Uber debuts first national holiday ad as focus on suburbs grows
Uber’s first national holiday ad leans into emotional realism rather than glossy perfection, following a woman heading home in an Uber while replaying a painful Christmas fight with her dad. Set to a haunting cover of Fleetwood Mac’s “Landslide,” the spot acknowledges that holidays are messy, tense and tender, but still worth showing up for. Strategically, Uber is also signaling how important suburban riders are becoming to its growth, using the “ride home” narrative to make the app feel like part of the family ritual.
What this means for real estate professionals: Holiday marketing that admits the season isn’t picture-perfect — strained family dynamics, long travel days, budget stress — will feel more honest and more relatable than another snow-globe fantasy, especially for suburban clients juggling commutes, kids and complex family ties.
Heinz put turkey gravy in a squeeze bottle for Thanksgiving leftovers
Heinz is embracing the “leftovers era” with a squeezable turkey gravy bottle designed explicitly for the day-after-Thanksgiving sandwich.

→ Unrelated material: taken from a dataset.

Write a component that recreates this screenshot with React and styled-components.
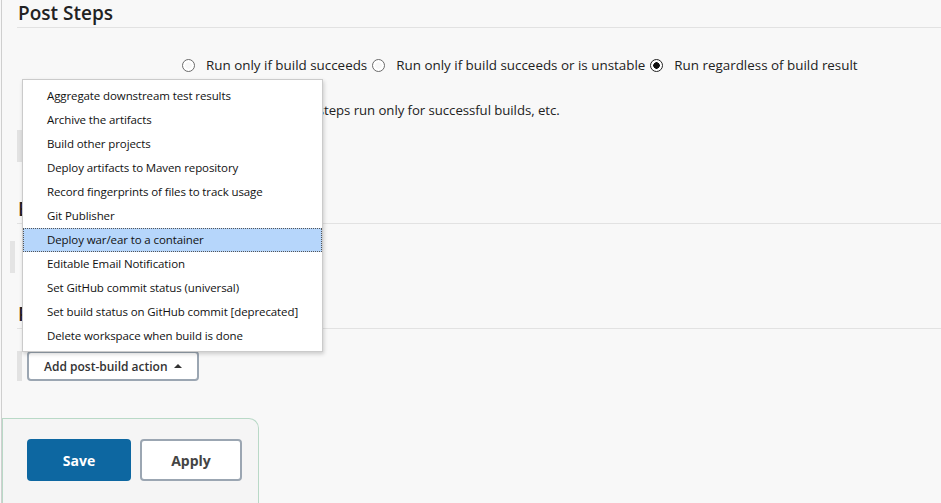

The limited Leftover Gravy Kit, sold through Walmart, taps straight into millennial nostalgia with a Friends “Moist Maker” wink and turns gravy into a condiment you can layer onto every bite of turkey, stuffing and cranberry. It’s a tiny product twist that reframes the holiday from a single meal into a multi-day ritual with its own culture, language and social content potential.
What this means for real estate professionals: Think beyond the big holiday moment and look for small, clever ways to show up in the in-between days — from “leftover” hosting tips and post-party reset checklists to move-in rituals and day-after-closing traditions that keep you in your clients’ feeds once the main event is over.
Meta shares tips on how to maximize holiday campaigns
Meta’s latest holiday marketing checklist is a tactical reminder that performance still matters in the middle of all the tinsel. Inside its Holiday Marketing Hub, the platform is pushing AI-powered Advantage+ tools, A/B testing, lead-gen tactics and a calendar of key retail dates to help advertisers make the most of every dollar. The message is clear: even late in the season, you can still tighten targeting, clean up tracking and lean on automation to stretch limited budgets and learn what actually works.
What this means for real estate professionals: If you’re running Facebook and Instagram ads this holiday season, treat Meta’s checklist like a tune-up — simplify audiences, let AI do more of the heavy lifting on optimization and use short A/B tests on headlines, creative and calls to action so you’re not guessing when spring selling season hits.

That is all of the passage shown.